START

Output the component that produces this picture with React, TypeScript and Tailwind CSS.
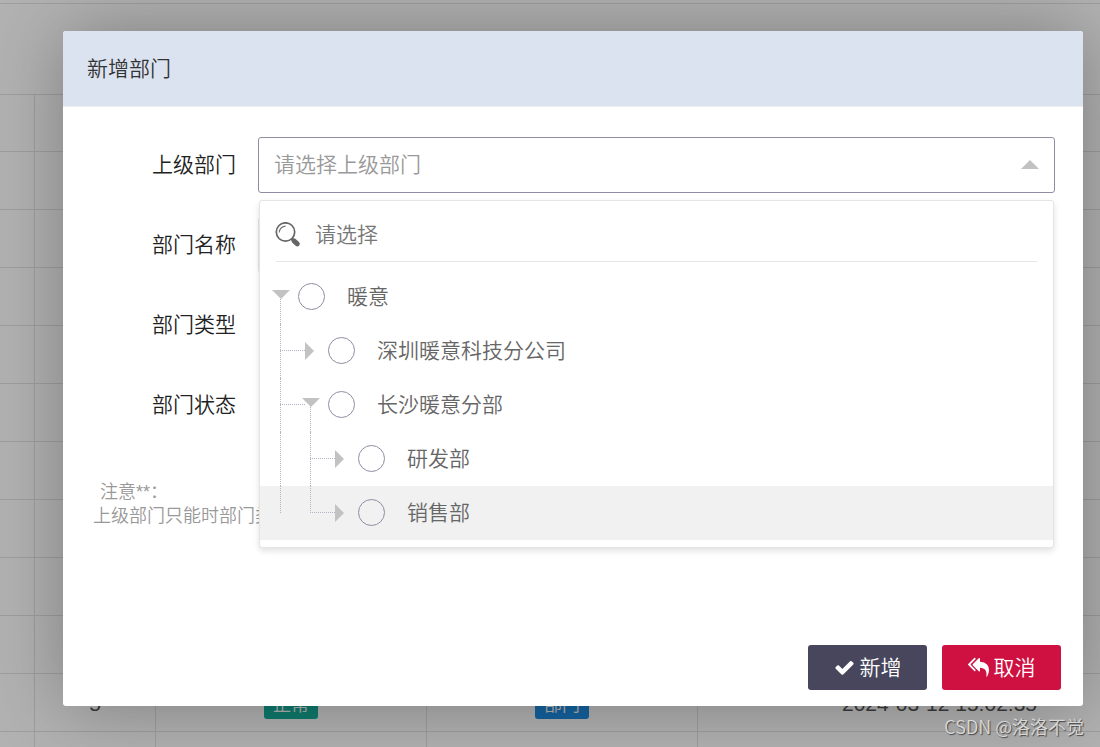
import React from "react";

type NodeRow = {
  id: string;
  label: string;
  open: boolean;
  guides: ("line" | "branch" | "last" | "end")[];
  active?: boolean;
};

const nodes: NodeRow[] = [
  { id: "root", label: "暖意", open: true, guides: [] },
  { id: "sz", label: "深圳暖意科技分公司", open: false, guides: ["branch"] },
  { id: "cs", label: "长沙暖意分部", open: true, guides: ["branch"] },
  { id: "rd", label: "研发部", open: false, guides: ["line", "branch"] },
  { id: "sales", label: "销售部", open: false, guides: ["end", "last"], active: true },
];

const guideLine = {
  line: "h-full",
  branch: "h-full",
  last: "h-[27px]",
  end: "h-[27px]",
};

function TreeRow({ node }: { node: NodeRow }) {
  return (
    <li className={`flex h-[54px] items-center pl-3 ${node.active ? "bg-[#f1f1f1]" : ""}`}>
      {node.guides.map((kind, i) => (
        <span key={i} className="relative h-full w-[30px] shrink-0">
          <span className={`absolute top-0 left-2 border-l border-dotted border-[#b4b4c2] ${guideLine[kind]}`} />
          {(kind === "branch" || kind === "last") && (
            <span className="absolute top-[26px] left-2 w-[25px] border-t border-dotted border-[#b4b4c2]" />
          )}
        </span>
      ))}
      <button
        type="button"
        aria-label={node.open ? "收起" : "展开"}
        aria-expanded={node.open}
        className="relative flex h-full w-[18px] shrink-0 items-center justify-center"
      >
        {node.open && (
          <span className="absolute top-[27px] bottom-0 left-2 border-l border-dotted border-[#b4b4c2]" />
        )}
        <svg viewBox="0 0 18 18" className="relative size-[18px] fill-[#c2c2c2]">
          {node.open ? <path d="M0 2h18l-9 9z" /> : <path d="M3 0v18l9-9z" />}
        </svg>
      </button>
      <input
        id={node.id}
        type="radio"
        name="parent"
        className="mb-px ml-2 size-[27px] shrink-0 appearance-none rounded-full border border-[#8f8da3]"
      />
      <label htmlFor={node.id} className="pl-[22px] text-[21px] leading-8 text-[#666]">
        {node.label}
      </label>
    </li>
  );
}

function DepartmentTable() {
  const cell = "border-r border-b border-[#e2e2e2] p-0";
  const textCell = "border-r border-b border-[#e2e2e2] p-0 pt-0.5";
  return (
    <div className="absolute inset-0 overflow-hidden pt-[3px]">
      <div className="h-[92px] border-y border-[#e2e2e2]" />
      <table className="w-[1182px] table-fixed border-separate border-spacing-0 text-center text-[21px] text-[#555]">
        <colgroup>
          <col className="w-[35px]" />
          <col className="w-[121px]" />
          <col className="w-[271px]" />
          <col className="w-[271px]" />
          <col />
        </colgroup>
        <tbody>
          {Array.from({ length: 11 }, (_, row) => (
            <tr key={row} className={row === 0 ? "h-[57px]" : "h-[58px]"}>
              <td className={cell} />
              <td className={textCell}>{row === 10 && "5"}</td>
              <td className={cell}>
                {row === 10 && (
                  <span className="mt-1 inline-block h-[27px] w-[54px] rounded-[3px] bg-[#16b09c] align-middle text-lg leading-[27px] text-white">
                    正常
                  </span>
                )}
              </td>
              <td className={cell}>
                {row === 10 && (
                  <span className="mt-1 inline-block h-[27px] w-[54px] rounded-[3px] bg-[#1e8fe5] align-middle text-lg leading-[27px] text-white">
                    部门
                  </span>
                )}
              </td>
              <td className={textCell}>{row === 10 && "2024-03-12 15:02:35"}</td>
            </tr>
          ))}
          <tr className="h-[58px]">
            {Array.from({ length: 5 }, (_, col) => (
              <td key={col} className={cell} />
            ))}
          </tr>
        </tbody>
      </table>
    </div>
  );
}

const labelClass = "w-[173px] shrink-0 text-right text-[21px] leading-8 text-[#222]";

export default function App() {
  return (
    <div className="relative min-h-screen overflow-hidden bg-white font-['Liberation_Sans','Noto_Sans_CJK_SC',sans-serif] font-[350]">
      <DepartmentTable />
      <div className="absolute inset-0 bg-black/30" />

      <div className="relative pt-[31px] pr-[17px] pb-[41px] pl-[63px]">
        <section
          role="dialog"
          aria-labelledby="dialog-title"
          className="rounded-[3px] bg-white shadow-[1px_1px_75px_rgba(0,0,0,0.3)]"
        >
          <h1
            id="dialog-title"
            className="flex h-[76px] items-center rounded-t-[3px] border-b border-[#eee] bg-[#dce3f0] px-6 text-[21px] font-[350] text-[#333]"
          >
            新增部门
          </h1>

          <form className="pt-[30px]">
            <div className="flex flex-col gap-6 pr-7">
              <div className="flex items-center">
                <label htmlFor="parent-dept" className={labelClass}>
                  上级部门
                </label>
                <div className="relative z-10 ml-[22px] flex-1">
                  <input
                    id="parent-dept"
                    readOnly
                    placeholder="请选择上级部门"
                    className="block h-14 w-full rounded-[3px] border border-[#8f8da3] bg-white px-[15px] text-[21px] outline-none placeholder:text-[#999]"
                  />
                  <svg viewBox="0 0 18 9" className="absolute top-[23px] right-4 h-[9px] w-[18px] fill-[#c2c2c2]">
                    <path d="M0 9h18L9 0z" />
                  </svg>

                  <div className="absolute top-[63px] right-px left-px rounded-[3px] border border-[#e4e4e4] bg-white pb-[7px] shadow-[0_3px_6px_rgba(0,0,0,0.12)]">
                    <div className="mx-4 mb-2 flex h-[61px] items-center border-b border-[#e6e6e6] pt-2">
                      <svg viewBox="0 0 26 26" className="-ml-px size-[26px] shrink-0" fill="none">
                        <circle cx="10.500" cy="10" r="9.200" stroke="#666" strokeWidth="1.700" />
                        <path d="M4.300 10.500a6.300 6.300 0 0 1 6.300-6.300" stroke="#777" strokeWidth="1.200" />
                        <path d="M16.500 16.500l2 2" stroke="#666" strokeWidth="2.500" />
                        <path d="M19 18.800l3.300 3" stroke="#666" strokeWidth="5" strokeLinecap="round" />
                      </svg>
                      <input
                        type="search"
                        aria-label="搜索部门"
                        placeholder="请选择"
                        className="ml-3.5 min-w-0 flex-1 text-[21px] outline-none placeholder:text-[#777]"
                      />
                    </div>
                    <ul>
                      {nodes.map((n) => (
                        <TreeRow key={n.id} node={n} />
                      ))}
                    </ul>
                  </div>
                </div>
              </div>

              <div className="flex items-center">
                <label htmlFor="dept-name" className={labelClass}>
                  部门名称
                </label>
                <input
                  id="dept-name"
                  className="mr-0.5 ml-[22px] h-14 flex-1 rounded-[3px] border border-[#e6e6e6] px-[15px] text-[21px] outline-none"
                />
              </div>
              <div className="flex h-14 items-center">
                <span className={labelClass}>部门类型</span>
              </div>
              <div className="flex h-14 items-center">
                <span className={labelClass}>部门状态</span>
              </div>
            </div>

            <div className="mt-[47px] pl-[30px] text-lg leading-6 text-[#999]">
              <p className="pl-[7px]">注意**：</p>
              <p>上级部门只能时部门类型</p>
            </div>

            <div className="mt-[117px] flex justify-end gap-[15px] pr-[22px] pb-4">
              <button
                type="button"
                className="flex h-[45px] w-[119px] items-center justify-center gap-[5px] rounded-[3px] bg-[#47465c] text-[21px] text-white"
              >
                <svg viewBox="0 0 1792 1792" className="size-[21px] fill-current">
                  <path d="M1671 566q0 40-28 68l-724 724-136 136q-28 28-68 28t-68-28l-136-136-362-362q-28-28-28-68t28-68l136-136q28-28 68-28t68 28l294 295 656-657q28-28 68-28t68 28l136 136q28 28 28 68z" />
                </svg>
                新增
              </button>
              <button
                type="button"
                className="flex h-[45px] w-[119px] items-center justify-center gap-[5px] rounded-[3px] bg-[#cf1142] text-[21px] text-white"
              >
                <svg viewBox="0 0 1792 1792" className="size-[21px] fill-current">
                  <path d="M640 1082v70q0 42-39 59-13 5-25 5-27 0-45-19l-512-512q-19-19-19-45t19-45l512-512q29-31 70-14 39 17 39 59v69l-397 398q-19 19-19 45t19 45zm1152 58q0 58-17 133.500t-38.500 138-48 125-40.500 90.500l-20 40q-8 17-28 17-6 0-9-1-25-8-23-34 43-400-106-565-64-71-170.500-110.500t-267.500-52.500v251q0 42-39 59-13 5-25 5-27 0-45-19l-512-512q-19-19-19-45t19-45l512-512q29-31 70-14 39 17 39 59v262q411 28 599 221 169 173 169 509z" />
                </svg>
                取消
              </button>
            </div>
          </form>
        </section>
      </div>

      <div className="absolute right-4 bottom-[9px] font-['Noto_Sans_CJK_SC',sans-serif] text-lg leading-6 text-[#d8d8d8] [text-shadow:1px_1px_1px_#444]">
        CSDN @洛洛不觉
      </div>
    </div>
  );
}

END

__BRIEF__
Which lines contain the word "React"? Copy each one.

__EXERCISE SOLUTION__
Output the component that produces this picture with React, TypeScript and Tailwind CSS.
import React from "react";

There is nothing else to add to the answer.